Laying Myself Bare

Sometimes I wonder if I really DO have thick skin. I mean, I can take constructive criticism. I can take street people thinking "Are you okay?" is a good pick-up line. But through this new experience of phone banking for a cause, I'm confronting the very real possibility that maybe I'm just a big softy:( And it only takes one odd experience to "mess me up", so that I'm nervous and off my game for the next caller, and then the next, and so on. Just now I let the organizers know I won't be doing phone banking anymore, and I do feel bad. But I've been spreading the word among my friends and people I meet in town, so I feel good about my contribution. We do what we can do, and that's all we can do.

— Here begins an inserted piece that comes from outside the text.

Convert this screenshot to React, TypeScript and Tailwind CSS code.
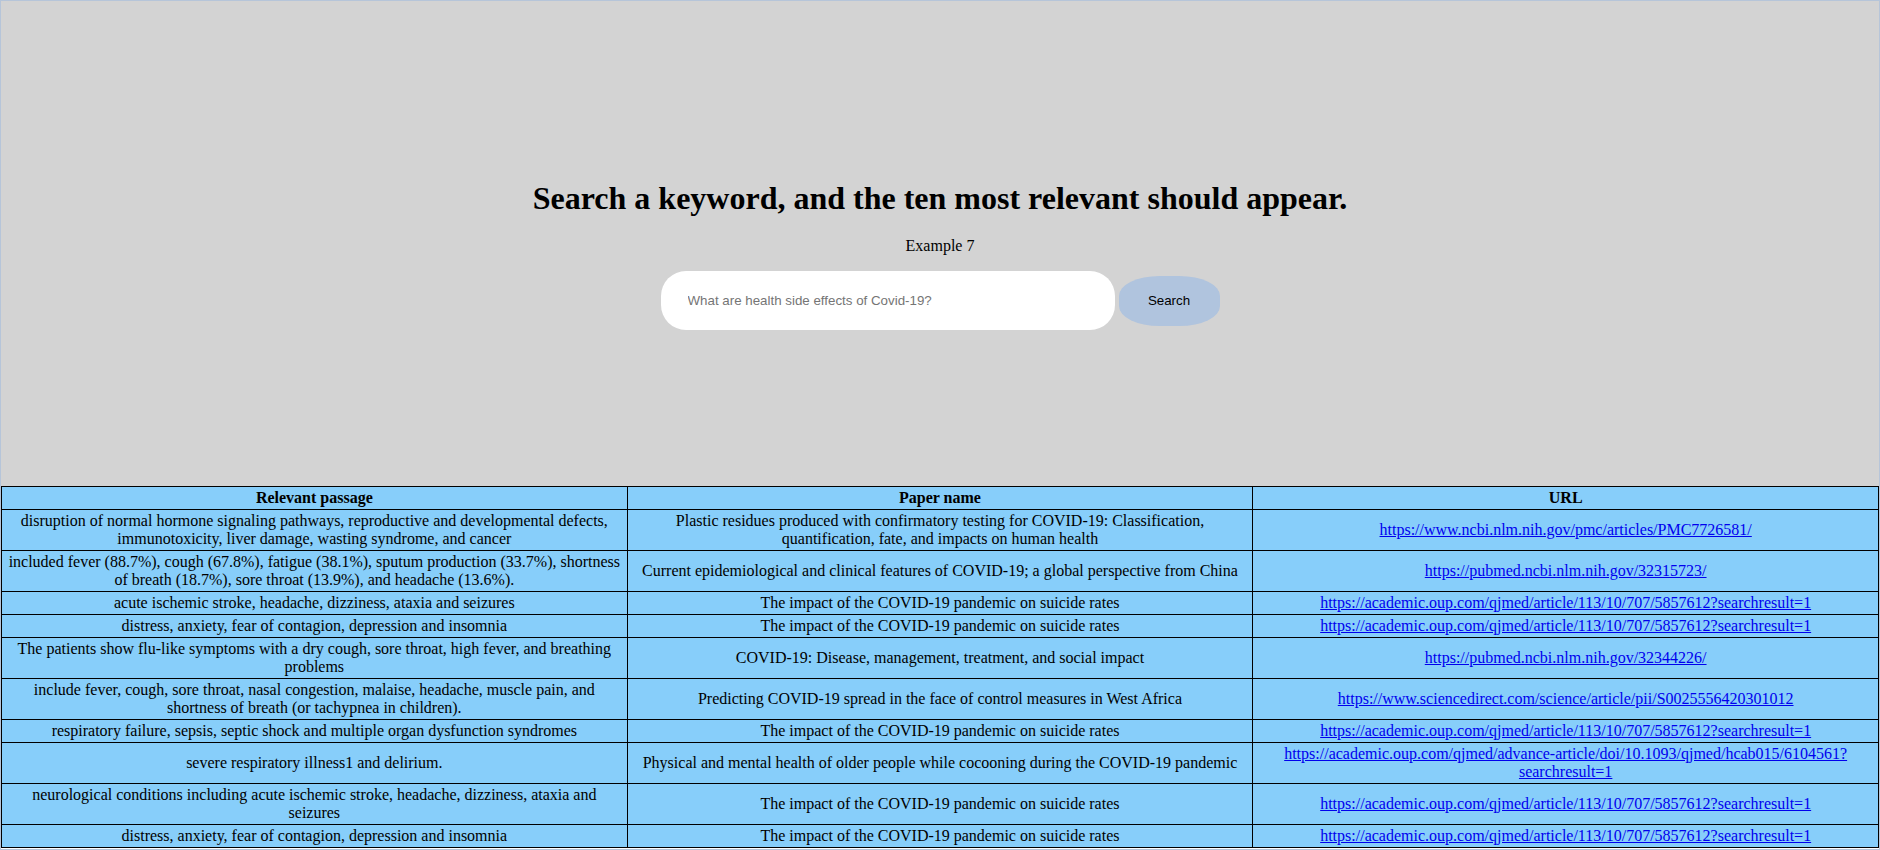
const rows = [
  {
    passage:
      "disruption of normal hormone signaling pathways, reproductive and developmental defects, immunotoxicity, liver damage, wasting syndrome, and cancer",
    paper:
      "Plastic residues produced with confirmatory testing for COVID-19: Classification, quantification, fate, and impacts on human health",
    url: "https://www.ncbi.nlm.nih.gov/pmc/articles/PMC7726581/",
  },
  {
    passage:
      "included fever (88.7%), cough (67.8%), fatigue (38.1%), sputum production (33.7%), shortness of breath (18.7%), sore throat (13.9%), and headache (13.6%).",
    paper:
      "Current epidemiological and clinical features of COVID-19; a global perspective from China",
    url: "https://pubmed.ncbi.nlm.nih.gov/32315723/",
  },
  {
    passage: "acute ischemic stroke, headache, dizziness, ataxia and seizures",
    paper: "The impact of the COVID-19 pandemic on suicide rates",
    url: "https://academic.oup.com/qjmed/article/113/10/707/5857612?searchresult=1",
  },
  {
    passage: "distress, anxiety, fear of contagion, depression and insomnia",
    paper: "The impact of the COVID-19 pandemic on suicide rates",
    url: "https://academic.oup.com/qjmed/article/113/10/707/5857612?searchresult=1",
  },
  {
    passage:
      "The patients show flu-like symptoms with a dry cough, sore throat, high fever, and breathing problems",
    paper: "COVID-19: Disease, management, treatment, and social impact",
    url: "https://pubmed.ncbi.nlm.nih.gov/32344226/",
  },
  {
    passage:
      "include fever, cough, sore throat, nasal congestion, malaise, headache, muscle pain, and shortness of breath (or tachypnea in children).",
    paper: "Predicting COVID-19 spread in the face of control measures in West Africa",
    url: "https://www.sciencedirect.com/science/article/pii/S0025556420301012",
  },
  {
    passage: "respiratory failure, sepsis, septic shock and multiple organ dysfunction syndromes",
    paper: "The impact of the COVID-19 pandemic on suicide rates",
    url: "https://academic.oup.com/qjmed/article/113/10/707/5857612?searchresult=1",
  },
  {
    passage: "severe respiratory illness1 and delirium.",
    paper:
      "Physical and mental health of older people while cocooning during the COVID-19 pandemic",
    url: "https://academic.oup.com/qjmed/advance-article/doi/10.1093/qjmed/hcab015/6104561?searchresult=1",
  },
  {
    passage:
      "neurological conditions including acute ischemic stroke, headache, dizziness, ataxia and seizures",
    paper: "The impact of the COVID-19 pandemic on suicide rates",
    url: "https://academic.oup.com/qjmed/article/113/10/707/5857612?searchresult=1",
  },
  {
    passage: "distress, anxiety, fear of contagion, depression and insomnia",
    paper: "The impact of the COVID-19 pandemic on suicide rates",
    url: "https://academic.oup.com/qjmed/article/113/10/707/5857612?searchresult=1",
  },
];

const cell = "border border-black px-[4px] py-[2px] text-center align-middle";

const App = () => {
  return (
    <main className="min-h-screen border border-[#b6c5d9] bg-white font-['Liberation_Serif','Times_New_Roman',serif] text-[16px] text-black leading-[1.15]">
      <section className="h-[485px] bg-[#d3d3d3] flex flex-col items-center pt-[179px]">
        <h1 className="text-[32px] font-bold leading-[1.15]">
          Search a keyword, and the ten most relevant should appear.
        </h1>
        <p className="mt-[20px]">Example 7</p>
        <div className="mt-[16px] flex items-center gap-[4px]">
          <input
            type="text"
            placeholder="What are health side effects of Covid-19?"
            className="w-[454px] h-[59px] bg-white rounded-[25px] border-0 outline-none pl-[27px] font-['Liberation_Sans',Arial,sans-serif] text-[13.33px] placeholder:text-[#757575]"
          />
          <button className="w-[101px] h-[50px] bg-[#b0c4de] rounded-[40%] font-['Liberation_Sans',Arial,sans-serif] text-[13.33px] text-black">
            Search
          </button>
        </div>
      </section>
      <table className="w-full table-fixed border-collapse bg-[#87cefa] leading-[18px]">
        <thead>
          <tr>
            <th className={cell + " font-bold"}>Relevant passage</th>
            <th className={cell + " font-bold"}>Paper name</th>
            <th className={cell + " font-bold"}>URL</th>
          </tr>
        </thead>
        <tbody>
          {rows.map((r, i) => (
            <tr key={i}>
              <td className={cell}>{r.passage}</td>
              <td className={cell}>{r.paper}</td>
              <td className={cell + " break-words"}>
                <a href={r.url} className="text-[#0000ee] underline">
                  {r.url}
                </a>
              </td>
            </tr>
          ))}
        </tbody>
      </table>
    </main>
  );
};

export default App;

On the "pro" side for me actually having a skin that is thickening, if not THICK yet, I told off a few online haters earlier, in a very decisive, almost annoyed (to be fighting over something so trivial) way! So maybe there's hope for me yet:) Maybe the problem is Ableism. There's so much of it quietly going on, the Disabled are quietly being told we don't matter as much--SO much--that it's begun to sink in. I wish I could sit here and rant that this is a fallacy, that the world is so wrong for invalidating our very existence, like "how dare we ask to be counted"--I wish I could, but I'm feeling weaker today. All it takes is one "faith shaking" moment in your day to make the ground seem less solid, and everything you thought you believed in to seem less sure...so it's a good thing I've taken myself out of the equation for this constant onslaught of subtle jabs at my belief system! The Disabled are people too. Everything YOU feel, we also feel. Every value we're taught or that is inherently within us--empathy and compassion for example, and a sense of right and wrong--is always there. And we show it how we can. It might not look the same as everyone else's compassion and empathy; it shouldn't. But it's always shown, if you look for it. When I feel myself in a situation where I have to defend the presence of these basic human qualities, that's when I shut down. I take it and take it and take it from a society that doesn't bother to assume I (or others like me) have feelings too. It's less exhausting than trying to explain myself to myopic minds. Maybe you just saw a flash of the thick skin? I sure felt it:) And that's why I love laying myself bare in this blog; it's therapeutic.